**What you are asked to do**
Check each line of the material below for the string "that", then report how many lines have it, and nothing else.

**Information shown**
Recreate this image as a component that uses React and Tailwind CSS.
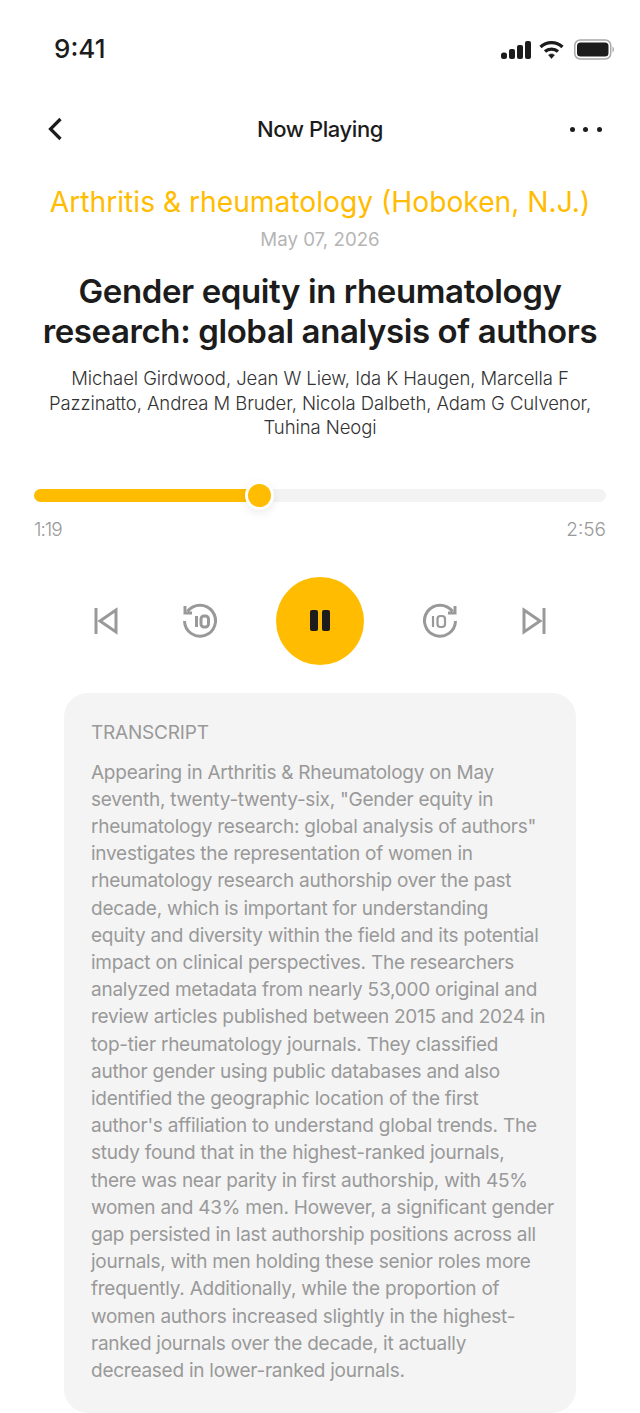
const sans = { fontFamily: 'Inter, "Liberation Sans", sans-serif' };

const authors = [
  'Michael Girdwood, Jean W Liew, Ida K Haugen, Marcella F',
  'Pazzinatto, Andrea M Bruder, Nicola Dalbeth, Adam G Culvenor,',
  'Tuhina Neogi',
];

const transcript = [
  'Appearing in Arthritis & Rheumatology on May',
  'seventh, twenty-twenty-six, "Gender equity in',
  'rheumatology research: global analysis of authors"',
  'investigates the representation of women in',
  'rheumatology research authorship over the past',
  'decade, which is important for understanding',
  'equity and diversity within the field and its potential',
  'impact on clinical perspectives. The researchers',
  'analyzed metadata from nearly 53,000 original and',
  'review articles published between 2015 and 2024 in',
  'top-tier rheumatology journals. They classified',
  'author gender using public databases and also',
  'identified the geographic location of the first',
  "author's affiliation to understand global trends. The",
  'study found that in the highest-ranked journals,',
  'there was near parity in first authorship, with 45%',
  'women and 43% men. However, a significant gender',
  'gap persisted in last authorship positions across all',
  'journals, with men holding these senior roles more',
  'frequently. Additionally, while the proportion of',
  'women authors increased slightly in the highest-',
  'ranked journals over the decade, it actually',
  'decreased in lower-ranked journals.',
];

function StatusIcons() {
  return (
    <div className="flex items-center">
      <svg width="30" height="20" viewBox="0 0 30 20" fill="#1c1c1c">
        <rect x="0" y="12.5" width="6" height="6.5" rx="2.5" />
        <rect x="8" y="9" width="6" height="10" rx="2" />
        <rect x="16" y="5" width="6" height="14" rx="2" />
        <rect x="24" y="1" width="6" height="18" rx="2" />
      </svg>
      <svg width="27" height="20" viewBox="0 0 26 20" fill="none" stroke="#1c1c1c" strokeWidth="3.2" className="ml-[7px]">
        <path d="M2 7 C8 1.2 18 1.2 24 7" />
        <path d="M6.5 11.5 C10 8.3 16 8.3 19.5 11.5" />
        <path d="M10 15 L13 18.5 L16 15 C14.5 13.6 11.5 13.6 10 15Z" fill="#1c1c1c" strokeWidth="0.5" />
      </svg>
      <svg width="40" height="21" viewBox="0 0 40 21" className="ml-[9px]">
        <rect x="0.75" y="1" width="36" height="19" rx="5.5" fill="none" stroke="#a8a8a8" strokeWidth="1.5" />
        <rect x="3" y="3.5" width="31.5" height="14" rx="3.5" fill="#1c1c1c" />
        <path d="M38.5 7.5 C39.500 8 40 9.500 40 10.500 C40 11.500 39.500 13 38.500 13.500Z" fill="#a8a8a8" />
      </svg>
    </div>
  );
}

function Rewind10({ flip }) {
  return (
    <svg width="40" height="40" viewBox="0 0 40 40" fill="none" stroke="#999999" strokeWidth="3">
      {flip ? (
        <>
          <path d="M32.500 10.500 A15.500 15.500 0 1 0 35.500 20" />
          <path d="M35 5 V12 H28" />
          <path d="M13 15 V26" strokeWidth="2.200" />
          <rect x="17.500" y="15" width="7.500" height="11" rx="3" strokeWidth="2.200" />
        </>
      ) : (
        <>
          <path d="M7.500 10.500 A15.500 15.500 0 1 1 4.500 20" />
          <path d="M5 5 V12 H12" />
          <path d="M16.500 15 V26" />
          <rect x="21" y="15" width="7.500" height="11" rx="3" />
        </>
      )}
    </svg>
  );
}

export default function App() {
  return (
    <div className="bg-white w-[640px] h-[1413px] overflow-hidden text-[#1c1c1c] flex flex-col" style={sans}>
      {/* status bar */}
      <div className="h-[98px] pt-[33px] pl-[54px] pr-[26px] flex items-start justify-between">
        <span className="text-[26px] leading-[32px] font-medium">9:41</span>
        <div className="pt-[6px]"><StatusIcons /></div>
      </div>

      {/* nav */}
      <div className="h-[62px] px-[38px] flex items-center justify-between">
        <svg width="32" height="32" viewBox="0 0 32 32" fill="none" stroke="#1c1c1c" strokeWidth="3.2">
          <path d="M22.5 6 L12.5 16 L22.5 26" />
        </svg>
        <span className="text-[22px] font-medium tracking-[-0.4px]">Now Playing</span>
        <div className="w-[32px] flex justify-between">
          <span className="size-[5px] rounded-full bg-[#1c1c1c]" />
          <span className="size-[5px] rounded-full bg-[#1c1c1c]" />
          <span className="size-[5px] rounded-full bg-[#1c1c1c]" />
        </div>
      </div>

      {/* article */}
      <div className="text-center">
        <div className="mt-[24px] text-[28.2px] leading-[36px] text-[#ffbc00] whitespace-nowrap">
          Arthritis &amp; rheumatology (Hoboken, N.J.)
        </div>
        <div className="mt-[8px] text-[18.7px] leading-[24px] text-[#b5b5b5]">May 07, 2026</div>
        <h1 className="mt-[19px] text-[33px] leading-[40px] font-semibold tracking-[-0.4px]">
          <div>Gender equity in rheumatology</div>
          <div className="whitespace-nowrap">research: global analysis of authors</div>
        </h1>
        <div className="mt-[15px] text-[18.5px] leading-[24.5px] font-light text-[#333333] tracking-[-0.08px]">
          {authors.map((a) => <div key={a} className="whitespace-nowrap">{a}</div>)}
        </div>
      </div>

      {/* progress */}
      <div className="mt-[49px] mx-[34px] h-[13px] rounded-full bg-[#f3f3f3] relative">
        <div className="h-full w-[226px] rounded-full bg-[#ffbc00]" />
        <div className="absolute left-[211px] top-[-8px] size-[29px] rounded-full bg-[#ffbc00] border-[3px] border-white shadow-[0_3px_10px_rgba(0,0,0,0.08)]" />
      </div>
      <div className="mt-[16px] mx-[34px] flex justify-between text-[19px] leading-[24px] font-light text-[#999999]">
        <span className="tracking-[-1px]">1:19</span>
        <span>2:56</span>
      </div>

      {/* controls */}
      <div className="mt-[35px] h-[88px] flex items-center justify-center">
        <svg width="24" height="28" viewBox="0 0 24 28" fill="none" stroke="#999999" strokeWidth="3">
          <path d="M2 1 V27" />
          <path d="M22 3 L6 14 L22 25 Z" />
        </svg>
        <div className="ml-[62px]"><Rewind10 /></div>
        <div className="mx-[56px] size-[88px] rounded-full bg-[#ffbc00] flex items-center justify-center gap-[4px]">
          <span className="w-[8px] h-[21px] rounded-[2px] bg-[#1c1c1c]" />
          <span className="w-[8px] h-[21px] rounded-[2px] bg-[#1c1c1c]" />
        </div>
        <Rewind10 flip />
        <svg width="24" height="28" viewBox="0 0 24 28" fill="none" stroke="#999999" strokeWidth="3" className="ml-[62px]">
          <path d="M22 1 V27" />
          <path d="M2 3 L18 14 L2 25 Z" />
        </svg>
      </div>

      {/* transcript */}
      <div className="mt-[28px] mx-[64px] flex-1 rounded-[24px] bg-[#f4f4f4] pl-[27px] pt-[27px] text-[#999999] text-[19px]">
        <div className="leading-[26px] tracking-[-0.2px]">TRANSCRIPT</div>
        <div className="mt-[13px] leading-[27.2px] tracking-[-0.25px]">
          {transcript.map((l) => <div key={l} className="whitespace-nowrap">{l}</div>)}
        </div>
      </div>
    </div>
  );
}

**Written solution**
2